Love cereal and milk but can’t have it everyday because you’re always on the go?
Well these are the perfect muffins for you because you get to have the pleasure of having that yummy breakfast in portable form!
It’s been a while since lil’ bun and I had the pleasure in enjoying a couple of muffins for breakfast so we decided to make some today.
Originally we were planning on making our maple oatmeal loaf cake with blueberries and in muffin form but we were out of oatmeal because I’ve been on an oat’s frenzy and we were ALSO out of blueberries since we’ve been munching on them non-stop.
I swear those little guys are like nature’s candy!
Basically, nothing was going to plan but that wasn’t going to stop us from out baking adventure!
So being the geniuses we are, we decided to use CEREAL instead of oatmeal!
Crazy? Maybe a little…but they turned out amazing!
Just like with the maple oatmeal loaf cake, we soaked the cereal in a bowl of warm milk before adding in any other ingredients. I find that doing this helps keep the muffins/cake nice and moist on the inside.
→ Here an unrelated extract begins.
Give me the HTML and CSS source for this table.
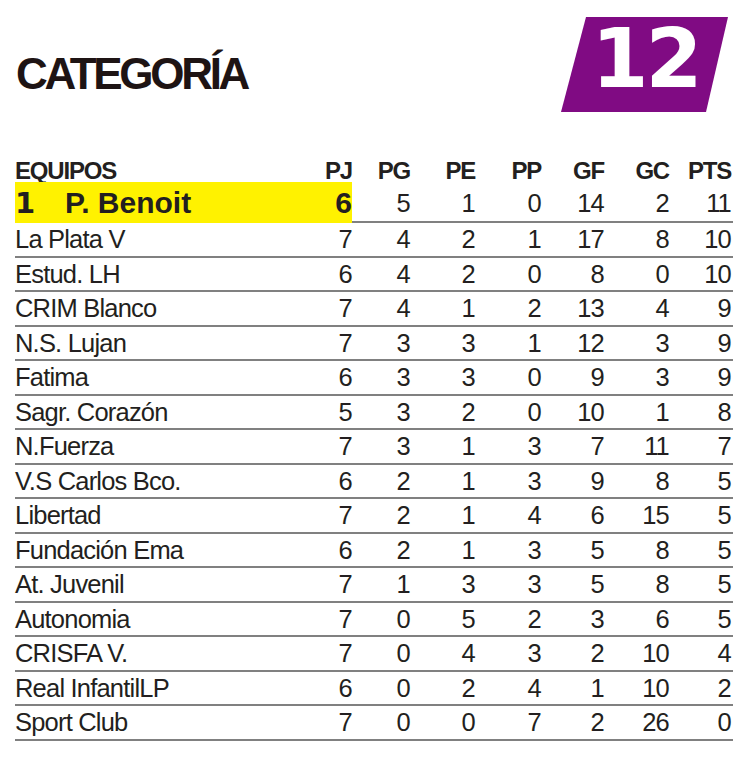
FILE: index.html
```html
<!DOCTYPE html>
<html lang="es">
<head>
<meta charset="utf-8">
<title>Categoría 12</title>
<link rel="stylesheet" href="styles.css">
</head>
<body>
<div class="page">
  <header class="top">
    <h1 class="title">CATEGORÍA</h1>
    <div class="badge"><span class="badge-num">12</span></div>
  </header>
  <div class="table">
    <div class="row head">
      <div class="c name">EQUIPOS</div>
      <div class="c">PJ</div><div class="c">PG</div><div class="c">PE</div><div class="c">PP</div><div class="c">GF</div><div class="c">GC</div><div class="c">PTS</div>
    </div>
    <div class="row lead">
      <div class="c name hl"><span class="rank">1</span>P. Benoit</div>
      <div class="c hl">6</div>
      <div class="c">5</div><div class="c">1</div><div class="c">0</div><div class="c">14</div><div class="c">2</div><div class="c">11</div>
    </div>
    <div class="row"><div class="c name">La Plata V</div><div class="c">7</div><div class="c">4</div><div class="c">2</div><div class="c">1</div><div class="c">17</div><div class="c">8</div><div class="c">10</div></div>
    <div class="row"><div class="c name">Estud. LH</div><div class="c">6</div><div class="c">4</div><div class="c">2</div><div class="c">0</div><div class="c">8</div><div class="c">0</div><div class="c">10</div></div>
    <div class="row"><div class="c name">CRIM Blanco</div><div class="c">7</div><div class="c">4</div><div class="c">1</div><div class="c">2</div><div class="c">13</div><div class="c">4</div><div class="c">9</div></div>
    <div class="row"><div class="c name">N.S. Lujan</div><div class="c">7</div><div class="c">3</div><div class="c">3</div><div class="c">1</div><div class="c">12</div><div class="c">3</div><div class="c">9</div></div>
    <div class="row"><div class="c name">Fatima</div><div class="c">6</div><div class="c">3</div><div class="c">3</div><div class="c">0</div><div class="c">9</div><div class="c">3</div><div class="c">9</div></div>
    <div class="row"><div class="c name">Sagr. Corazón</div><div class="c">5</div><div class="c">3</div><div class="c">2</div><div class="c">0</div><div class="c">10</div><div class="c">1</div><div class="c">8</div></div>
    <div class="row"><div class="c name">N.Fuerza</div><div class="c">7</div><div class="c">3</div><div class="c">1</div><div class="c">3</div><div class="c">7</div><div class="c">11</div><div class="c">7</div></div>
    <div class="row"><div class="c name">V.S Carlos Bco.</div><div class="c">6</div><div class="c">2</div><div class="c">1</div><div class="c">3</div><div class="c">9</div><div class="c">8</div><div class="c">5</div></div>
    <div class="row"><div class="c name">Libertad</div><div class="c">7</div><div class="c">2</div><div class="c">1</div><div class="c">4</div><div class="c">6</div><div class="c">15</div><div class="c">5</div></div>
    <div class="row"><div class="c name">Fundación Ema</div><div class="c">6</div><div class="c">2</div><div class="c">1</div><div class="c">3</div><div class="c">5</div><div class="c">8</div><div class="c">5</div></div>
    <div class="row"><div class="c name">At. Juvenil</div><div class="c">7</div><div class="c">1</div><div class="c">3</div><div class="c">3</div><div class="c">5</div><div class="c">8</div><div class="c">5</div></div>
    <div class="row"><div class="c name">Autonomia</div><div class="c">7</div><div class="c">0</div><div class="c">5</div><div class="c">2</div><div class="c">3</div><div class="c">6</div><div class="c">5</div></div>
    <div class="row"><div class="c name">CRISFA V.</div><div class="c">7</div><div class="c">0</div><div class="c">4</div><div class="c">3</div><div class="c">2</div><div class="c">10</div><div class="c">4</div></div>
    <div class="row"><div class="c name">Real InfantilLP</div><div class="c">6</div><div class="c">0</div><div class="c">2</div><div class="c">4</div><div class="c">1</div><div class="c">10</div><div class="c">2</div></div>
    <div class="row"><div class="c name">Sport Club</div><div class="c">7</div><div class="c">0</div><div class="c">0</div><div class="c">7</div><div class="c">2</div><div class="c">26</div><div class="c">0</div></div>
  </div>
</div>
</body>
</html>
```
FILE: styles.css
```css
* { box-sizing: border-box; }
html, body { margin: 0; padding: 0; background: #fff; }
body {
  font-family: "Liberation Sans", Arial, sans-serif;
  color: #231f20;
  width: 750px;
}
.page { padding: 0 17px 0 15px; }

.top {
  height: 161px;
  display: flex;
  justify-content: space-between;
  align-items: flex-start;
  padding-right: 5px;
}
.title {
  margin: 52px 0 0 1px;
  font-size: 44px;
  line-height: 44px;
  font-weight: 700;
  letter-spacing: -3.3px;
  color: #1e1414;
}
.badge {
  margin-top: 17px;
  width: 167px;
  height: 95px;
  background: #800b83;
  clip-path: polygon(25px 0, 167px 0, 145px 95px, 0 95px);
  display: flex;
  justify-content: center;
}
.badge-num {
  font-family: "DejaVu Sans", sans-serif;
  font-weight: 700;
  font-size: 82px;
  line-height: 83px;
  color: #fff;
  letter-spacing: -3px;
  padding-left: 2px;
}

.row {
  display: grid;
  grid-template-columns: 277px 60px 58px 65px 66px 63px 65px 64px;
  height: 34.5px;
  border-bottom: 2px solid #808080;
  font-size: 25.5px;
  letter-spacing: -0.8px;
  line-height: 32.5px;
}
.c { text-align: right; white-space: nowrap; }
.c:last-child { padding-right: 2px; }
.c.name { text-align: left; }

.row.head {
  height: 21px;
  border-bottom: 0;
  font-size: 24px;
  font-weight: 700;
  letter-spacing: -1.2px;
  line-height: 20px;
}

.row.lead {
  height: 41px;
  border-bottom: 0;
}
.row.lead .c {
  height: 41px;
  padding-top: 4px;
  line-height: 35px;
  border-bottom: 2px solid #808080;
}
.row.lead .c.hl {
  background: #fff200;
  border-bottom: 0;
  padding-top: 0;
  line-height: 41px;
  font-size: 30px;
  font-weight: 700;
  letter-spacing: 0;
}
.rank {
  display: inline-block;
  width: 50px;
  font-family: "DejaVu Sans", sans-serif;
  font-size: 29px;
}
```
Perhaps this baking endeavor ended up being a tad more adventurous than we anticipated but what’s life without adventure and all sorts of spontaneity?
Hope you like these muffins and enjoyed reading about our first time using breakfast cereal in muffin batter. What about you? What’s your favorite breakfast to have in the mornings?
This post is part of the our growing edge monthly link up party over at Bunnyeatsdesign which seeks to inspires people to try and discover new things! This month’s theme is picnic and is hosted by the lovely Pia from Joie de Vivre and Cupcakes
- ¾ cup of your favorite cereal or granola
- ½ cup milk of choice
- ⅓ cup oil
- ¼ cup sugar
- 3 tablespoons agave nectar (or sub honey)
- 1 tablespoon flax meal + 3 tablespoons water (or sub 1 egg)
- 1½ cup whole wheat flour (or sub all purpose)
- 1 teaspoon cornstarch
- 1 teaspoon baking powder
- ¼ teaspoon salt
- Preheat your oven to 350F.
- Microwave your milk for 45 seconds. Then add in your favorite cereal. Set aside.
- Prepare your flax egg by combining the flax meal and water in a small bowl and let it sit for 5 minutes to thicken. (skip this step if using egg instead)
- In a large bowl, whisk the oil, sugar, agave nectar and flax egg together. Pour in your cereal and milk mixture and mash it up (by now your cereal would of softened up enough to do so). Stir until incorporated.
- Sift in the whole wheat flour, cornstarch, baking powder and salt. Mix until just combined. Do not overmix or you will have tough muffins!
- Pour into prepared muffin tins making sure that they are only ¾ full so they don't spill over when baked.
- Bake at 350F for 18 - 20 minutes until golden brown and a toothpick comes out clean when inserted into the middle.
- Let cool for 5 minutes before munching. Store in airtight container at room temperature for up to 2 days or in the fridge for up to a week.